2023'te yapılacak Cumhurbaşkanlığı seçimlerine dört yıl kalmış olmasına rağmen siyasi atmosfer çok sıcak.
Muhtemel cumhurbaşkanı adayları şimdiden tartışılmaya başlandı.
Cumhur İttifakı’nın büyük ortağı AK Parti’nin adayı zaten belli.
Tartışılan konu, Cumhur İttifakı’nın adayının rakibinin kim ya da kimler olacağı.
Millet İttifakı’nın büyük ortağı CHP’nin, Haziran 2018’deki adayı Muharrem İnce yeniden aday olmak istediğini açıkladı. Onun parti içindeki muhtemel en büyük rakibi ise geçtiğimiz yerel seçimlerde yıldızı parlayan İstanbul Büyükşehir Belediye Başkanı Ekrem İmamoğlu.
Ancak bana kalırsa adaylık konusunda İnce’nin en büyük rakibi, partisinin genel başkanının önceki cumhurbaşkanlığı seçimlerinde “çatı aday” olarak göstermek istediği eski Cumhurbaşkanı Abdullah Gül.
Kanımca, zaten Gül’ün liderliğinde Ali Babacan tarafından kurulmaya çalışılan partinin hedeflerinden en önemlisi diğer seçimde gerçekleştirilemeyen “çatı aday”a zemin oluşturmak.
Seçimlere henüz çok var.

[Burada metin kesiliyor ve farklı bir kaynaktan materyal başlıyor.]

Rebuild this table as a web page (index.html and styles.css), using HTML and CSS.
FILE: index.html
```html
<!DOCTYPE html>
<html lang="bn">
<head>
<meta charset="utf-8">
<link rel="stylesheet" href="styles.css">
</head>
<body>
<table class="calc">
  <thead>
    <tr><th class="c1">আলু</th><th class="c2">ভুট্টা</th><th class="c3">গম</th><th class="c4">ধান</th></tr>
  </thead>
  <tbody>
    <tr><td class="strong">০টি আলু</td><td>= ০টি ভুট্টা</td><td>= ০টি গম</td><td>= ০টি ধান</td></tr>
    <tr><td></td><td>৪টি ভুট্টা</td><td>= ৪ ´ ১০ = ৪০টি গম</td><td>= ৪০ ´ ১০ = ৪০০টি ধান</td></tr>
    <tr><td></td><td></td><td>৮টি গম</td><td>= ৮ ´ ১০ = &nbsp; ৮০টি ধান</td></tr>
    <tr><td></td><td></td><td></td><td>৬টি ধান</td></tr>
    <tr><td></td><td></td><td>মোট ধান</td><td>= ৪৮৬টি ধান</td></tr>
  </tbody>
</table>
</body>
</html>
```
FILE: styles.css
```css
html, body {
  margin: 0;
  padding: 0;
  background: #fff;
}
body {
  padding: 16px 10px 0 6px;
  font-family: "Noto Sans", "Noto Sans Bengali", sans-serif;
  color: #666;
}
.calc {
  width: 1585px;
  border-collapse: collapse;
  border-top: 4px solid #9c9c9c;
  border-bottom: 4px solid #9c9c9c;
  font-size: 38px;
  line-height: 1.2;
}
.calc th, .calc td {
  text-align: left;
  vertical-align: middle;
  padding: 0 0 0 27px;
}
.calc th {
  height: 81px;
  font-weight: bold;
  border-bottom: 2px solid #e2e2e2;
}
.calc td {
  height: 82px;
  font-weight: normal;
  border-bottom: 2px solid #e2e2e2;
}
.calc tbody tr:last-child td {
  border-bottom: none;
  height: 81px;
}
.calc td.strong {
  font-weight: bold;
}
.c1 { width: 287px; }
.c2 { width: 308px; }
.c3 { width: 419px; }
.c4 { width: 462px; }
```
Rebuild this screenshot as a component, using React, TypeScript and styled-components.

O zamana kadar başka aday adayları çıkar mı, adı geçen mevcut aday adaylarından hangisi öne çıkar, hangisi geri çekilir bunu gelişmeler gösterecek.
Tavanda bu hareketlilikler yaşanırken tavanı dizayn etme konusunda da yoğun bir çaba söz konusu. Bu konuda en büyük hareketlilik CHP ile HDP arasında yaşanıyor.
Malum, yerel seçimlerde HDP, Millet İttifakı’nın gizli ortağıydı.
HDP’nin PKK ile ilişkisi malum olduğu için bu ittifak ilişkisi gayri resmi olarak yürütüldü.
Bu ilişkinin meyvelerinin tadına varan CHP, bunu ilerletme arayışında.
Ancak bu ilişkinin CHP ve HDP tabanında yarattığı kısmi hasar bir yana ittifakın diğer ortaklarından İP, CHP ile yollarını ayırma aşamasına gelmiş görünüyor.
Muhtemeldir ki CHP bunu göze almış durumda.
İP ittifaktan kopsa hatta Cumhur İttifakı’na katılsa bile CHP, Saadet Partisi ve HDP ile onlara katılacak Gül-Babacan partisi Cumhur İttifakı’nı zorlayabilir.
Hatta büyük ölçüde asıl hesabın ve planın da bu olduğunu düşünüyorum.
İP’in Cumhur İttifakı’na itilmesiyle 2023 seçimleri tamamen milliyetçi bir görüntüye dönüşen Cumhur İttifakı ile liberal özgürlükçü bir görüntüyle sahneye çıkacak bu blok arasında geçebilir.
Öte yandan seçimlere kısa bir süre kala PKK ateşkes ilan ederek bu cephenin elini rahatlatabilir.
Hatta Erdoğan’a karşı Gül’ün aday gösterilmesiyle cumhurbaşkanlığı seçimleri sonrasında yeni bir çözüm sürecinin başlayabileceği tartışmaları gündeme getirilebilir. Seçimlere bu atmosfer altında girilebilir.
Zira Gül-Babacan ekibinde zaten eski çözüm sürecinin çok sayıda aktörü yer alıyor.
Öte yandan Cemil Bayık geçtiğimiz temmuz ayında Washington Post’a yazdığı makalede, “Kürt meselesinin yalnızca Erdoğan'ın partisiyle diyalog kurarak çözülebileceğini düşünecek kadar saftık” diyerek bunu açıkça dile getirmişti.
Kanımca burada belirleyici olan Cumhurbaşkanı Erdoğan’ın yapacağı hamleler olacaktır.
Erdoğan’ın İP’in de eklenlenmesiyle daha milliyetçi bir görüntüye bürünecek olan ittifakın daha geniş kesimlere açılımını sağlayacak demokratik ve özgürlükçü hamleler yapmaması halinde muhalefet cephesinin eli iyice güçlenecek, hesapları tıkır tıkır işleyecektir.
Önümüzdeki günlerde Meclis’e sunulması beklenen yargı paketi gibi demokratikleşme yolunda atılacak ciddi adımlar ise muhalefet cephesinin işini zorlaştırabilir.